# [PROBLEM]
Extract, from the listing that follows, each line containing the word "React".

# [SUPPLIED MATERIAL]
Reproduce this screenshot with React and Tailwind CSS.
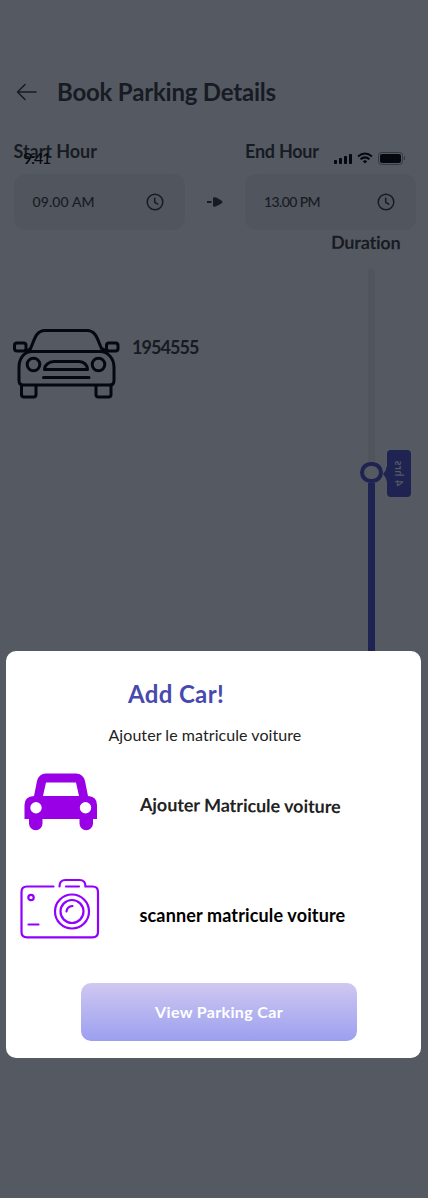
import React from "react";

function Clock() {
  return (
    <svg className="h-5 w-5 shrink-0" viewBox="0 0 20 20" fill="none" stroke="#171b23" strokeWidth="1.5" strokeLinecap="round" strokeLinejoin="round">
      <circle cx="10" cy="10" r="7.8" />
      <path d="M9.7 6.2v4.1l3 1.8" />
    </svg>
  );
}

function Field({ label, value, className, valueClassName }) {
  return (
    <div className="w-[171px]">
      <div className={"h-6 whitespace-nowrap text-lg leading-6 font-bold text-[#171b23] " + className}>{label}</div>
      <div className="mt-[11px] flex h-14 items-center justify-between rounded-xl bg-[#51555d] pr-[20px] pl-[19px]">
        <span className={"text-sm font-medium " + valueClassName}>{value}</span>
        <Clock />
      </div>
    </div>
  );
}

function OutlineCar() {
  return (
    <svg className="h-[72px] w-[108px] shrink-0" viewBox="0 0 108 72" fill="none" stroke="#05080f" strokeWidth="3" strokeLinejoin="round" strokeLinecap="round">
      <path d="M17.5 22.500C22 15 22.500 2.500 33 2.500H75C85.500 2.500 86 15 90.500 22.500" />
      <path d="M20 23.500H88C96 23.500 102 30.500 102 39.500V52.500Q102 57 98 57H11Q7 57 7 52.500V39.500C7 30.500 12 23.500 20 23.500Z" />
      <rect x="2.500" y="15" width="11.500" height="8" rx="2.500" />
      <rect x="94.500" y="15" width="11.500" height="8" rx="2.500" />
      <path d="M14 23.500L18 21M95 23.500L91 21" />
      <circle cx="21.500" cy="36.500" r="6.300" />
      <circle cx="86.500" cy="36.500" r="6.300" />
      <path d="M42 33.500H67C72 33.500 75.500 37 75.500 41.500H32.500C32.500 37 37 33.500 42 33.500Z" />
      <path d="M31.500 49.500H77M9.500 57V66.500Q9.500 69 12 69H21.500Q24 69 24 66.500V58M84 58V66.500Q84 69 86.500 69H96.500Q99 69 99 66.500V57" />
    </svg>
  );
}

function SolidCar() {
  return (
    <svg className="h-[58px] w-[74px]" viewBox="0 0 74 58">
      <path fill="#9900e6" fillRule="evenodd" d="M22 .5H52Q59 .5 61 8L64 23Q73 23.500 73 32V46H69V50.500A6.700 6.700 0 0 1 55.500 50.500V46H18.500V50.500A6.700 6.700 0 0 1 5 50.500V46H.5V32Q.5 23.500 10 23L13 8Q15 .5 22 .5ZM22 9.500L19 23H55L52 9.500ZM12 29A5.700 5.700 0 1 0 12 40.400A5.700 5.700 0 1 0 12 29ZM61.500 29A5.700 5.700 0 1 0 61.500 40.400A5.700 5.700 0 1 0 61.500 29Z" />
    </svg>
  );
}

function Camera() {
  return (
    <svg className="h-[61px] w-20" viewBox="0 0 80 61" fill="none" stroke="#9200ff" strokeWidth="2.200" strokeLinecap="round">
      <path d="M33.500 8.500H7Q1.500 8.500 1.500 14V54Q1.500 59.300 7 59.300H72.500Q78 59.300 78 54V14Q78 8.500 72.500 8.500H65.500Q65.500 2 59.500 2H45.500Q39.500 2 39.500 8.500M46 8.500H59M8.500 46.500H18.500" />
      <circle cx="11" cy="19.500" r="2.700" />
      <circle cx="52" cy="33.500" r="17" />
      <circle cx="52" cy="33.500" r="11.500" />
      <path d="M46.500 33.500Q47 28.500 52.500 28" />
    </svg>
  );
}

function StatusBar() {
  return (
    <div className="absolute top-[148px] left-[23px] flex w-[382px] items-center text-[#05080f]">
      <span className="w-[311px] text-base leading-5 font-medium tracking-[-1.200px]">9:41</span>
      <svg className="h-3 w-[18px]" viewBox="0 0 18 12" fill="currentColor">
        <rect y="8" width="3" height="4" rx=".8" /><rect x="5" y="6" width="3" height="6" rx=".8" /><rect x="10" y="4" width="3" height="8" rx=".8" /><rect x="15" y="2" width="3" height="10" rx=".8" />
      </svg>
      <svg className="ml-[5px] h-3 w-4" viewBox="0 0 16 12" fill="none" stroke="currentColor" strokeWidth="2">
        <path d="M1 4.500Q8-1.500 15 4.500M3.500 7.300Q8 3.500 12.500 7.300" /><path d="M5.800 9.200Q8 7.400 10.200 9.200L8 11.500Z" fill="currentColor" stroke="none" />
      </svg>
      <div className="ml-[5px] h-[13px] w-[25px] rounded-[3.500px] border border-[#34383f] p-px"><div className="h-full rounded-[2px] bg-[#05080f]" /></div>
      <div className="ml-px h-1 w-px bg-[#34383f]" />
    </div>
  );
}

function Dialog() {
  return (
    <section className="absolute top-[651px] left-[6px] flex h-[407px] w-[415px] flex-col rounded-[10px] bg-white pt-[26px]">
      <h2 className="mt-px ml-[122px] h-8 text-2xl leading-8 font-bold tracking-[0.350px] text-[#4849af]">Add Car!</h2>
      <p className="mt-[13px] ml-[102.500px] h-6 text-base leading-6 tracking-[0.060px] text-[#222]">Ajouter le matricule voiture</p>
      <div className="mt-[24px] flex h-[61px] items-center pl-[17.500px]">
        <SolidCar />
        <span className="mt-[5px] ml-[42.500px] origin-left rotate-[0.600deg] text-lg font-bold tracking-[-0.060px] whitespace-nowrap text-[#222]">Ajouter Matricule voiture</span>
      </div>
      <div className="mt-[46px] flex h-[61px] items-center pl-[13.500px]">
        <Camera />
        <span className="mt-[12px] ml-[40px] text-lg font-bold tracking-[0.140px] whitespace-nowrap text-black">scanner matricule voiture</span>
      </div>
      <button className="mt-[44px] ml-[75px] h-[58px] w-[276px] rounded-[10px] bg-linear-to-b from-[#cfc8f0] to-[#9c9ff0] text-base font-bold tracking-[0.350px] text-white">View Parking Car</button>
    </section>
  );
}

export default function App() {
  return (
    <main className="relative h-[1198px] w-[428px] overflow-hidden bg-[#555961] pt-[76px] font-['Lato',sans-serif] text-[#171b23]">
      <header className="flex h-8 items-center pl-[16px]">
        <svg className="h-5 w-[22px]" viewBox="0 0 22 20" fill="none" stroke="#171b23" strokeWidth="1.500" strokeLinecap="round" strokeLinejoin="round"><path d="M20 10H1.500M9 2.500L1.500 10L9 17.500" /></svg>
        <h1 className="ml-[19px] text-2xl leading-8 font-bold tracking-[-0.200px]">Book Parking Details</h1>
      </header>
      <div className="mt-[31px] flex pl-[13.500px]">
        <Field label="Start Hour" value="09.00 AM" className="tracking-[-0.050px]" valueClassName="tracking-[0.100px]" />
        <svg className="mr-[22px] ml-[22.500px] mt-[57px] h-3 w-4" viewBox="0 0 16 12" fill="#171b23"><path d="M0 5H4.500V7H0ZM6 2.500Q6 1 8 1.300Q10 1.600 15 5Q16 6 15 7Q10 10.400 8 10.700Q6 11 6 9.500Z" /></svg>
        <Field label="End Hour" value="13.00 PM" className="tracking-[-0.250px]" valueClassName="tracking-[-0.600px]" />
      </div>
      <div className="flex justify-between">
        <div className="mt-[98px] ml-[12px] flex items-start">
          <OutlineCar />
          <span className="mt-[7px] ml-[12px] text-lg leading-6 font-bold tracking-[-0.950px]">1954555</span>
        </div>
        <div className="w-[97px]">
          <div className="h-6 w-fit rotate-[0.600deg] text-lg leading-6 font-bold tracking-[-0.200px]">Duration</div>
          <div className="mt-[15px] ml-[29px] flex h-[390px]">
            <div className="flex w-[23px] flex-col items-center">
              <div className="h-[193px] w-[7px] rounded-t-full bg-[#50545c]" />
              <div className="h-[21px] w-[23px] rounded-full border-4 border-[#1f2351]" />
              <div className="w-[7px] flex-1 bg-[#1f2351]" />
            </div>
            <div className="mt-[181px] flex h-[47px] items-center">
              <svg className="h-4 w-[4px]" viewBox="0 0 4 16" fill="#1f2351"><path d="M0 8Q3 5 4 0V16Q3 11 0 8Z" /></svg>
              <div className="flex h-[47px] w-6 items-center justify-center rounded-[4px] bg-[#1f2351]"><span className="-rotate-90 -scale-y-100 text-[11px] font-bold tracking-[0.400px] whitespace-nowrap text-[#555961]">4 hrs</span></div>
            </div>
          </div>
        </div>
      </div>
      <StatusBar />
      <Dialog />
    </main>
  );
}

# [WRITTEN ANSWER]
Reproduce this screenshot with React and Tailwind CSS.
import React from "react";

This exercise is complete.